Icône culturelle, dans les mangas et
au cinéma (on aimerait bien découvrir un jour ce qu’en fit le grand Kon
Ichikawa, auteur de l’inoubliable La Harpe de Birmanie, avec sa Princesse
de la lune en 1987), Kaguya, encore Takenoko, par-delà son ascendance
cosmique, représente un trésor de maternité/paternité différées, par
procuration, chaque enfant en vérité un prince ou une princesse pour ses
parents (jusqu’aux dérives post-Mai
68 de « l’enfant-roi », et hors du contexte fréquent des gosses
mal-aimés ou maltraités, non plus moralement, ainsi qu’ici, mais physiquement,
dans leur « intégrité » idolâtrée-niée par notre époque). La
générosité humaine s’abouche à l’origine « divine », la fille de
paysans affronte (surprend leur conversation) les médisances des invités du
banquet (à l’instar de son frère d’Angleterre, le cinéma japonais ne peut faire
l’impasse sur une structure sociétale très hiérarchisée, segmentée), le corps
(politique) de la protagoniste vient buter sur l’esthétique de la cour (double
acception, gouvernementale et sentimentale), elle veut que ses sourcils persistent
à retenir sa sueur, que le noir artificiel de ses dents (Ring de papier) ne
l’empêche de rire. Le nouveau nom, baptême second, civilisé, en substitut de
celui des gentils garnements, se greffe sur le premier, la plasticité du film,
sa légèreté de touche, même et surtout au sein du drame, autorisant de tels
déplacements, par exemple dans la superbe séquence de retour mental au village
hivernal, enfui, provisoirement endeuillé, ouverte par une course farouche, close
par un évanouissement enneigé, un réveil au palais. De la même manière, Kaguya
demeure insaisissable, littéralement, disparue à chaque tentative d’étreinte de
l’empereur, « attouchements » ou « droit de cuissage »

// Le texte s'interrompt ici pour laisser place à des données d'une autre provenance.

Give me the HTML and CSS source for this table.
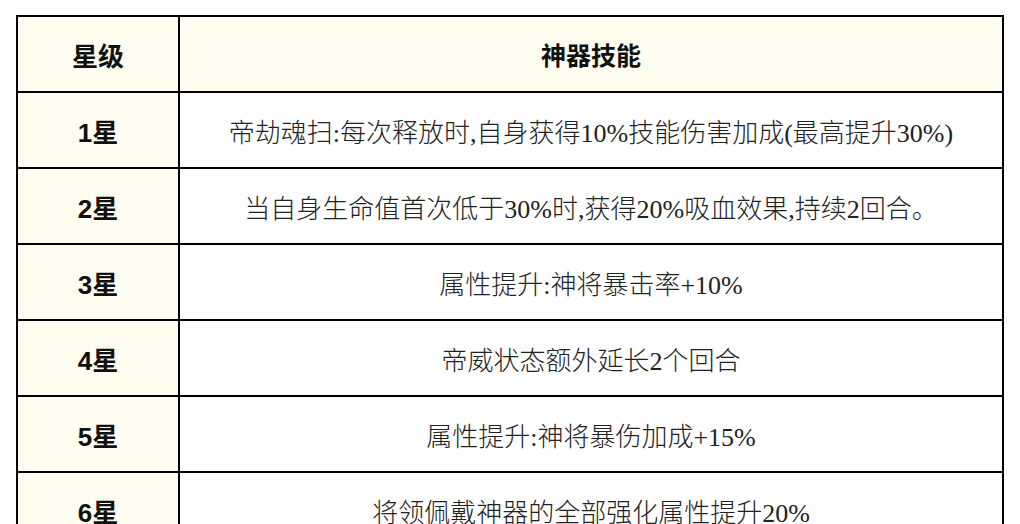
FILE: index.html
```html
<!DOCTYPE html>
<html lang="zh">
<head>
<meta charset="utf-8">
<title>神器技能</title>
<link rel="stylesheet" href="styles.css">
</head>
<body>
<table class="skills">
  <thead>
    <tr>
      <th class="star">星级</th>
      <th class="skill-head">神器技能</th>
    </tr>
  </thead>
  <tbody>
    <tr><td class="star">1星</td><td class="desc">帝劫魂扫:每次释放时,自身获得10%技能伤害加成(最高提升30%)</td></tr>
    <tr><td class="star">2星</td><td class="desc">当自身生命值首次低于30%时,获得20%吸血效果,持续2回合。</td></tr>
    <tr><td class="star">3星</td><td class="desc">属性提升:神将暴击率+10%</td></tr>
    <tr><td class="star">4星</td><td class="desc">帝威状态额外延长2个回合</td></tr>
    <tr><td class="star">5星</td><td class="desc">属性提升:神将暴伤加成+15%</td></tr>
    <tr><td class="star">6星</td><td class="desc">将领佩戴神器的全部强化属性提升20%</td></tr>
  </tbody>
</table>
</body>
</html>
```
FILE: styles.css
```css
html, body {
  margin: 0;
  background: #ffffff;
}
body {
  padding: 15px 0 0 16px;
}
.skills {
  border-collapse: separate;
  border-spacing: 0;
  width: 988px;
  table-layout: fixed;
  border-top: 2px solid #000;
  border-left: 2px solid #000;
}
.skills th,
.skills td {
  border-right: 2px solid #000;
  border-bottom: 2px solid #000;
  height: 74px;
  padding: 0;
  text-align: center;
  vertical-align: middle;
}
.skills thead th {
  background: #fffdf0;
}
.star {
  width: 160px;
  background: #fffdf0;
  font-family: "Liberation Sans", "Noto Sans CJK SC", sans-serif;
  font-weight: 700;
  font-size: 26px;
  color: #111;
}
.skill-head {
  font-family: "Liberation Sans", "Noto Sans CJK SC", sans-serif;
  font-weight: 700;
  font-size: 25px;
  color: #111;
}
.desc {
  background: #ffffff;
  font-family: "Liberation Serif", "Noto Sans CJK SC", serif;
  font-weight: 300;
  font-size: 26px;
  color: #222;
}
```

désarçonnés, désamorcés, par la texture de mirage (d’image) du personnage,
malicieusement exposée dans une réflexivité mouvante. La mort du cinquième
noble l’alourdit de culpabilité, crime collatéral partagé par l’empressement de
Sutemaru à délaisser (en rêve, dans la vérité du songe) femme et enfant pour la
suivre dans le bleu du ciel (ce lien onirique, ivre et enivrant, à 360°, entre
des âmes élues résonne avec Peter Ibbetson).
Tout prendra fin « le quinze de
ce mois » (d’août), à la pleine lune estivale, tout devait débuter en
simultané avec Le vent se lève, autre requiem
historique et subjectif. Retardé à sa sortie, succès mondial mais pas
phénoménal, co-produit et distribué par Disney (no comment), classé par
les pharisiens puritains (pléonasme) de la MPAA en PG, remarquablement « vocalisé »
par la jeune (vingt-deux ans au moment du doublage) Aki Asakura (à ne pas
confondre avec Asa Akira, petite princesse de « l’empire de la tristesse »
US...), actrice de séries télévisées, Le Conte de la princesse Kaguya éblouit
en continu, fait sourire, réfléchir (sur les liens familiaux, sur le destin, sur l’altérité),
mourir un peu (comme un grand plaisir mêlé de douleur, comme un ravissement
désenchanté). La princesse Mononoké (le métrage de Takahata en relecture ou
réponse à celui de Miyazaki), amazone de la faune et de la flore, subjuguait
autrement, avec son goût de sang dans la bouche, sa tendre sauvagerie. Pousse
de Bambou/Kaguya, notre sœur, notre promise, notre mère immortelle, ne voulut
qu’expérimenter la vie des mortels, à l’unisson de la sirène amoureuse et suicidaire
d’Andersen. Femme libre et captive (elle émancipe un oiseau de sa cage dorée),
irréductible aux rôles de paysanne, de courtisane, d’égérie, moins encore à ceux
de victime homologuée, de porte-parole de la « parité » ressassé, de
cerbère urinant sur les autels chrétiens (poses convenues du néo-féminisme
actuel), la jeune femme à la mémoire antique ne désirait rien tant que se
sentir vraiment vivante, quitte à en payer le double prix de la souffrance et
de l’anéantissement (un être sans souvenirs, sans émotions, sans désirs
n’existe pas, il régresse à l’état de pierre ou se complaît dans la
contemplation d’un univers miniature, insipide et inoffensif, à l’image du
jardin palatin censé singer le paradis naturel et fraternel perdu). Pour tout
cela et bien d’autres trésors encore, suivant la sensibilité de chacun(e), le
film empli d’âme, de mouvements, de mystères, de limpidité (rayonnante lumière,
en effet) d’Isao Takahata méritait bien notre célébration impressionniste. Et,
oui, il existe un mot (l’affiche française ne ment pas, pas cette fois)
désormais galvaudé, usurpé, sali par trop d’usages et pourtant pertinent pour
qualifier ce suprême dessin animé : chef-d’œuvre.